GOAL. Write out all the entries word for word and omit any pictures.

ENTRIES PROVIDED.
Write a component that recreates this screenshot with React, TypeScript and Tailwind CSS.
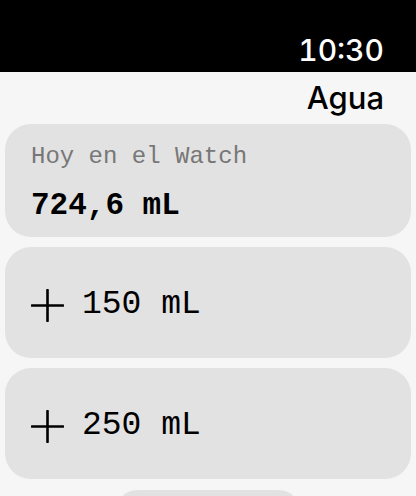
const amounts = ["150 mL", "250 mL"];

function PlusIcon() {
  return (
    <svg width="33" height="33" viewBox="0 0 33 33" className="shrink-0">
      <path d="M16.5 1v31M1 16.5h31" stroke="black" strokeWidth="2.6" strokeLinecap="round" />
    </svg>
  );
}

export default function App() {
  return (
    <div className="w-[416px] h-[496px] overflow-hidden bg-[#f6f6f6]">
      {/* Status bar */}
      <div className="h-[72px] bg-black flex items-end justify-end pr-[32px] pb-[4px]">
        <span className="text-white text-[30px] leading-[36px] font-medium font-['Inter',sans-serif] tabular-nums">
          10:30
        </span>
      </div>

      {/* Title */}
      <div className="flex justify-end pr-[32px] h-[52px] items-center">
        <span className="text-black text-[31px] leading-[36px] font-medium font-['Inter',sans-serif]">
          Agua
        </span>
      </div>

      {/* Cards */}
      <div className="flex flex-col gap-[10px] px-[5px] font-['Liberation_Mono',monospace]">
        <div className="h-[113px] rounded-[26px] bg-[#e2e2e2] px-[26px] pt-[19px]">
          <p className="text-[24px] leading-[28px] text-[#777777]">Hoy en el Watch</p>
          <p className="mt-[17px] text-[31px] leading-[36px] font-bold text-black">724,6 mL</p>
        </div>

        {amounts.map((a) => (
          <div
            key={a}
            className="h-[111px] rounded-[26px] bg-[#e2e2e2] pl-[26px] pt-[5px] flex items-center gap-[18px]"
          >
            <PlusIcon />
            <span className="text-[33px] leading-[40px] text-black">{a}</span>
          </div>
        ))}

        <div className="self-center w-[182px] h-[40px] rounded-[20px] bg-[#e2e2e2] mt-[1px]" />
      </div>
    </div>
  );
}
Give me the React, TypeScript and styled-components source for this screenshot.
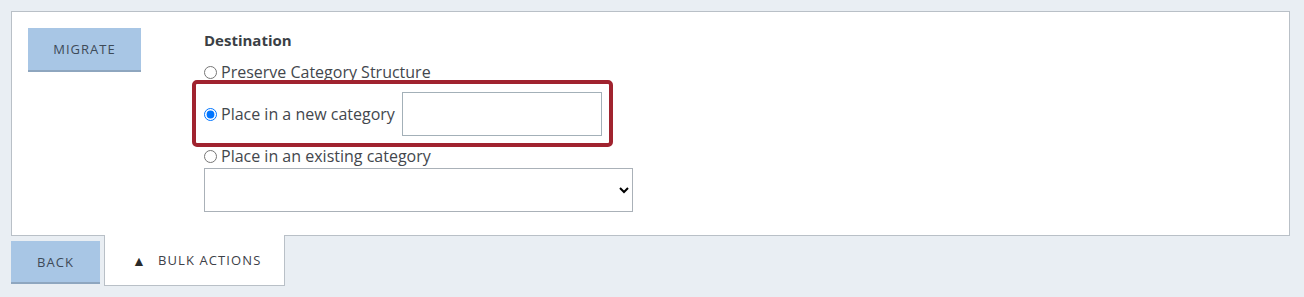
import React, { useState } from "react";
import styled, { createGlobalStyle } from "styled-components";

const GlobalStyle = createGlobalStyle`
  body {
    margin: 0;
    background: #e9eef3;
    font-family: "Open Sans", "Liberation Sans", sans-serif;
    color: #3b3f45;
  }
`;

const Page = styled.div`
  padding: 11px 14px 0 11px;
`;

const Panel = styled.div`
  display: flex;
  height: 225px;
  box-sizing: border-box;
  padding: 16px;
  background: #fff;
  border: 1px solid #b9c0c7;
`;

const FlatButton = styled.button<{ $w: number; $h: number }>`
  width: ${(p) => p.$w}px;
  height: ${(p) => p.$h}px;
  flex-shrink: 0;
  padding: 0;
  background: #a8c6e5;
  border: none;
  border-bottom: 2px solid #8ea6bf;
  color: #3d4a58;
  font-family: inherit;
  font-size: 13px;
  letter-spacing: 1px;
  cursor: pointer;
`;

const Form = styled.div`
  display: flex;
  flex-direction: column;
  align-items: flex-start;
  margin: 2px 0 0 63px;
`;

const Heading = styled.div`
  font-size: 15px;
  font-weight: 700;
  line-height: 20px;
  margin-bottom: 12px;
`;

const Option = styled.label`
  display: flex;
  align-items: center;
  height: 20px;
  font-size: 16px;
  color: #43474d;
  cursor: pointer;
`;

const Radio = styled.input`
  width: 13px;
  height: 13px;
  margin: 0 4px 0 0;
`;

const Highlight = styled.div`
  display: flex;
  align-items: center;
  margin: -2px 0 -1px -12px;
  padding: 8px 7px 7px 8px;
  border: 4px solid #a0232f;
  border-radius: 5px;
`;

const TextInput = styled.input`
  width: 200px;
  height: 44px;
  box-sizing: border-box;
  margin-left: 7px;
  border: 1px solid #a3b0b8;
  font-family: inherit;
  font-size: 15px;
`;

const Select = styled.select`
  width: 429px;
  height: 44px;
  margin-top: 2px;
  border: 1px solid #aab1b8;
  border-radius: 0;
  background: #fff;
  font-family: inherit;
  font-size: 15px;
`;

const Footer = styled.div`
  display: flex;
  align-items: flex-start;
  gap: 4px;
`;

const BackButton = styled(FlatButton)`
  margin-top: 5px;
`;

const Tab = styled.div`
  display: flex;
  align-items: center;
  gap: 11px;
  width: 181px;
  height: 51px;
  box-sizing: border-box;
  margin-top: -1px;
  padding: 0 0 0 27px;
  background: #fff;
  border: 1px solid #b9c0c7;
  border-top: none;
  color: #3d4148;
  font-size: 13px;
  letter-spacing: 1.1px;
`;

const Arrow = styled.span`
  font-size: 14px;
  color: #2a2a2a;
`;

const App = () => {
  const [dest, setDest] = useState("new");

  return (
    <>
      <GlobalStyle />
      <Page>
        <Panel>
          <FlatButton $w={113} $h={44}>MIGRATE</FlatButton>
          <Form>
            <Heading>Destination</Heading>
            <Option>
              <Radio
                type="radio"
                name="dest"
                checked={dest === "preserve"}
                onChange={() => setDest("preserve")}
              />
              Preserve Category Structure
            </Option>
            <Highlight>
              <Option>
                <Radio
                  type="radio"
                  name="dest"
                  checked={dest === "new"}
                  onChange={() => setDest("new")}
                />
                Place in a new category
              </Option>
              <TextInput type="text" />
            </Highlight>
            <Option>
              <Radio
                type="radio"
                name="dest"
                checked={dest === "existing"}
                onChange={() => setDest("existing")}
              />
              Place in an existing category
            </Option>
            <Select>
              <option></option>
            </Select>
          </Form>
        </Panel>
        <Footer>
          <BackButton $w={89} $h={43}>BACK</BackButton>
          <Tab>
            <Arrow>▲</Arrow>
            BULK ACTIONS
          </Tab>
        </Footer>
      </Page>
    </>
  );
};

export default App;
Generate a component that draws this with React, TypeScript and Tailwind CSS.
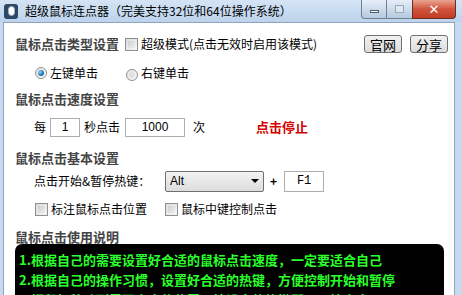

TASK RESULT.
Write a component that recreates this screenshot with React, TypeScript and Tailwind CSS.
const amounts = ["150 mL", "250 mL"];

function PlusIcon() {
  return (
    <svg width="33" height="33" viewBox="0 0 33 33" className="shrink-0">
      <path d="M16.5 1v31M1 16.5h31" stroke="black" strokeWidth="2.6" strokeLinecap="round" />
    </svg>
  );
}

export default function App() {
  return (
    <div className="w-[416px] h-[496px] overflow-hidden bg-[#f6f6f6]">
      {/* Status bar */}
      <div className="h-[72px] bg-black flex items-end justify-end pr-[32px] pb-[4px]">
        <span className="text-white text-[30px] leading-[36px] font-medium font-['Inter',sans-serif] tabular-nums">
          10:30
        </span>
      </div>

      {/* Title */}
      <div className="flex justify-end pr-[32px] h-[52px] items-center">
        <span className="text-black text-[31px] leading-[36px] font-medium font-['Inter',sans-serif]">
          Agua
        </span>
      </div>

      {/* Cards */}
      <div className="flex flex-col gap-[10px] px-[5px] font-['Liberation_Mono',monospace]">
        <div className="h-[113px] rounded-[26px] bg-[#e2e2e2] px-[26px] pt-[19px]">
          <p className="text-[24px] leading-[28px] text-[#777777]">Hoy en el Watch</p>
          <p className="mt-[17px] text-[31px] leading-[36px] font-bold text-black">724,6 mL</p>
        </div>

        {amounts.map((a) => (
          <div
            key={a}
            className="h-[111px] rounded-[26px] bg-[#e2e2e2] pl-[26px] pt-[5px] flex items-center gap-[18px]"
          >
            <PlusIcon />
            <span className="text-[33px] leading-[40px] text-black">{a}</span>
          </div>
        ))}

        <div className="self-center w-[182px] h-[40px] rounded-[20px] bg-[#e2e2e2] mt-[1px]" />
      </div>
    </div>
  );
}
Give me the React, TypeScript and styled-components source for this screenshot.
import React, { useState } from "react";
import styled, { createGlobalStyle } from "styled-components";

const GlobalStyle = createGlobalStyle`
  body {
    margin: 0;
    background: #e9eef3;
    font-family: "Open Sans", "Liberation Sans", sans-serif;
    color: #3b3f45;
  }
`;

const Page = styled.div`
  padding: 11px 14px 0 11px;
`;

const Panel = styled.div`
  display: flex;
  height: 225px;
  box-sizing: border-box;
  padding: 16px;
  background: #fff;
  border: 1px solid #b9c0c7;
`;

const FlatButton = styled.button<{ $w: number; $h: number }>`
  width: ${(p) => p.$w}px;
  height: ${(p) => p.$h}px;
  flex-shrink: 0;
  padding: 0;
  background: #a8c6e5;
  border: none;
  border-bottom: 2px solid #8ea6bf;
  color: #3d4a58;
  font-family: inherit;
  font-size: 13px;
  letter-spacing: 1px;
  cursor: pointer;
`;

const Form = styled.div`
  display: flex;
  flex-direction: column;
  align-items: flex-start;
  margin: 2px 0 0 63px;
`;

const Heading = styled.div`
  font-size: 15px;
  font-weight: 700;
  line-height: 20px;
  margin-bottom: 12px;
`;

const Option = styled.label`
  display: flex;
  align-items: center;
  height: 20px;
  font-size: 16px;
  color: #43474d;
  cursor: pointer;
`;

const Radio = styled.input`
  width: 13px;
  height: 13px;
  margin: 0 4px 0 0;
`;

const Highlight = styled.div`
  display: flex;
  align-items: center;
  margin: -2px 0 -1px -12px;
  padding: 8px 7px 7px 8px;
  border: 4px solid #a0232f;
  border-radius: 5px;
`;

const TextInput = styled.input`
  width: 200px;
  height: 44px;
  box-sizing: border-box;
  margin-left: 7px;
  border: 1px solid #a3b0b8;
  font-family: inherit;
  font-size: 15px;
`;

const Select = styled.select`
  width: 429px;
  height: 44px;
  margin-top: 2px;
  border: 1px solid #aab1b8;
  border-radius: 0;
  background: #fff;
  font-family: inherit;
  font-size: 15px;
`;

const Footer = styled.div`
  display: flex;
  align-items: flex-start;
  gap: 4px;
`;

const BackButton = styled(FlatButton)`
  margin-top: 5px;
`;

const Tab = styled.div`
  display: flex;
  align-items: center;
  gap: 11px;
  width: 181px;
  height: 51px;
  box-sizing: border-box;
  margin-top: -1px;
  padding: 0 0 0 27px;
  background: #fff;
  border: 1px solid #b9c0c7;
  border-top: none;
  color: #3d4148;
  font-size: 13px;
  letter-spacing: 1.1px;
`;

const Arrow = styled.span`
  font-size: 14px;
  color: #2a2a2a;
`;

const App = () => {
  const [dest, setDest] = useState("new");

  return (
    <>
      <GlobalStyle />
      <Page>
        <Panel>
          <FlatButton $w={113} $h={44}>MIGRATE</FlatButton>
          <Form>
            <Heading>Destination</Heading>
            <Option>
              <Radio
                type="radio"
                name="dest"
                checked={dest === "preserve"}
                onChange={() => setDest("preserve")}
              />
              Preserve Category Structure
            </Option>
            <Highlight>
              <Option>
                <Radio
                  type="radio"
                  name="dest"
                  checked={dest === "new"}
                  onChange={() => setDest("new")}
                />
                Place in a new category
              </Option>
              <TextInput type="text" />
            </Highlight>
            <Option>
              <Radio
                type="radio"
                name="dest"
                checked={dest === "existing"}
                onChange={() => setDest("existing")}
              />
              Place in an existing category
            </Option>
            <Select>
              <option></option>
            </Select>
          </Form>
        </Panel>
        <Footer>
          <BackButton $w={89} $h={43}>BACK</BackButton>
          <Tab>
            <Arrow>▲</Arrow>
            BULK ACTIONS
          </Tab>
        </Footer>
      </Page>
    </>
  );
};

export default App;
Generate a component that draws this with React, TypeScript and Tailwind CSS.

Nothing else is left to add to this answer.